Elle est une Anglaise rousse flamboyante, corsetée et mystérieuse, qui s’embarque pour l’Amérique au début du XXe siècle avec une famille de paysans siciliens dans Golden Door d’Emanuele Crialese. « Lucy est très énigmatique. Est-elle une bourgeoise, une femme déchue, une prostituée, une princesse ? Sur ce bateau, il y a toutes sortes d’histoires qui se créent dans son sillage. » Emanuele Crialese évoque ici la quête d’un Eden qui se transforme en enfer. Avant d’atteindre le paradis, il faut d’abord en franchir les portes, celles d’Ellis Island. « Ces immigrants avaient l’espoir de trouver une terre promise. Je ne savais pas qu’à leur arrivée on faisait le tri avec des tests d’intelligence. Et puis c’est si dur d’aller vers l’inconnu, d’être déraciné. Il faut un courage inouï. » Ce sujet la touche particulièrement. « Les parents de mon père ont fui la Russie en 1917. Ils étaient musiciens, amoureux de la culture française. Ils ne rêvaient pas d’autre chose que de cette France terre d’accueil. Mes beaux-parents ont quitté l’Algérie au moment de l’indépendance. »

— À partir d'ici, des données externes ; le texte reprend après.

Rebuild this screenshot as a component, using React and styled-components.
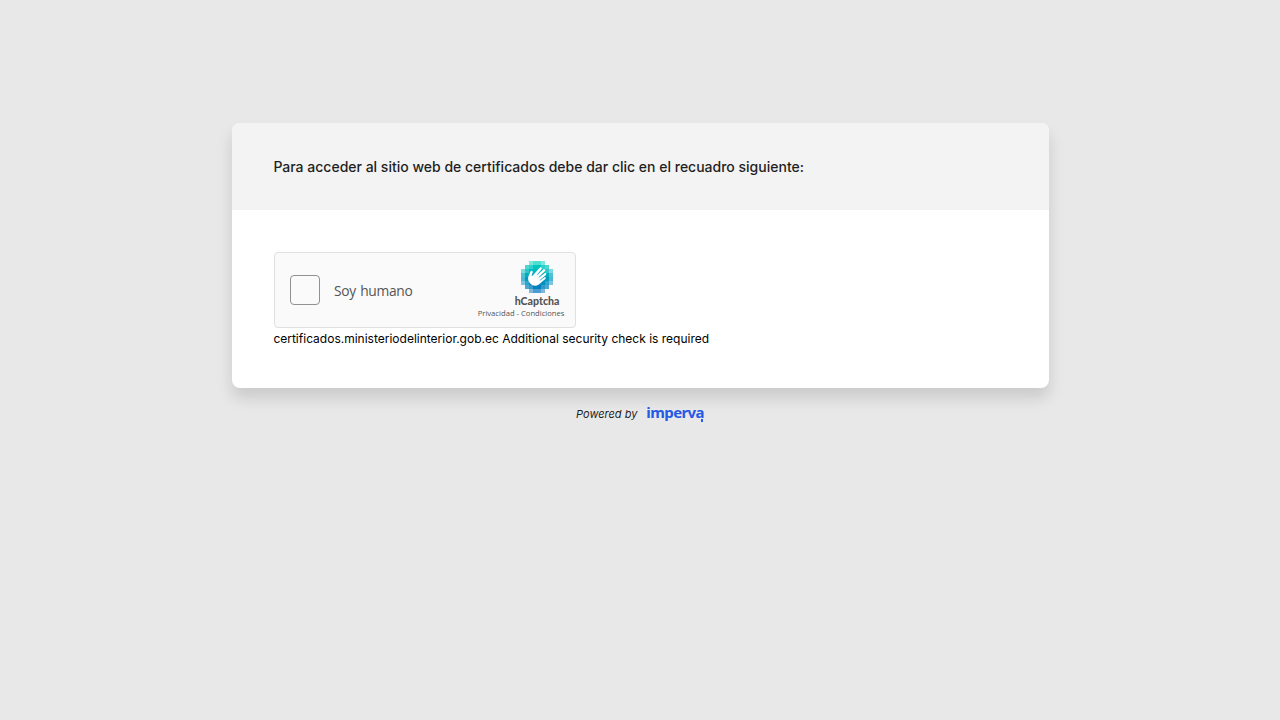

« Petits soucis d’actrice »

À l’évidence, on sent que Charlotte avance avec plus d’assurance mais cela n’empêche pas le doute. « J’ai toujours l’impression de faire un film comme une débutante. Pour les besoins du film, j’ai dû parler italien, ce qui m’a fait paniquer. Et puis il a fallu rester quatre mois en Argentine alors que ce n’était pas prévu. Je ne savais pas s’il fallait enlever les enfants de l’école ou non. J’en ai emmené l’un et pas l’autre… J’ai fait n’importe quoi. C’était terrible. » Elle reconnaît que ce sont « des petits soucis d’actrice ». « Plus jamais je ne laisserai une partie de ma famille derrière moi. » Et cet hiver quand elle a tourné en Argentine The City of your Final Destination sous la direction de James Ivory, elle a emmené tout son petit monde. « J’étais comme sur un nuage. »

Elle qui a débuté si jeune, il y a vingt et un ans, de façon si Effrontée, elle confie n’avoir rien pu faire d’autre que d’être actrice. « Je tournais pendant les vacances, c’était ludique. Il y avait un côté saltimbanque. Après, il a fallu faire un choix. Soit j’entrais aux Beaux-Arts, soit je me disais actrice avec l’angoisse que cela ne marche pas. Je me souviens de périodes creuses. » Elle a pris ses désirs en main en décidant de jouer Oleana. « J’étais allée voir la pièce à Londres et j’ai voulu la monter en France. J’ai beaucoup appris avec Maurice Bénichou. »

Récemment, elle a découvert « le réel plaisir de travailler avec un coach américain. Il m’a aidée lorsque j’ai débarqué en cours de tournage d’I’m not there, le film de Todd Haynes, sur la vie deDylan ». Et elle va bientôt se retrouver pour la troisième fois devant la caméra de l’homme de sa vie, Yvan Attal. « C’est un vrai metteur en scène. Mais il me connaît si bien que cela rend les choses plus difficiles encore. » Par ailleurs, un bonheur en entraînant un autre, le projet d’ouvrir au public la maison de son père, rue de Verneuil, prend corps. « J’ai demandé à Jean Nouvel s’il pourrait m’aider à préserver ce lieu. Il a été inspiré. Il ne reste plus qu’à trouver les financiers ! »

Golden Door, Drame d’Emanuele Crialese avec Charlotte Gainsbourg et Vincenzo Amato. Durée : 1 h 58.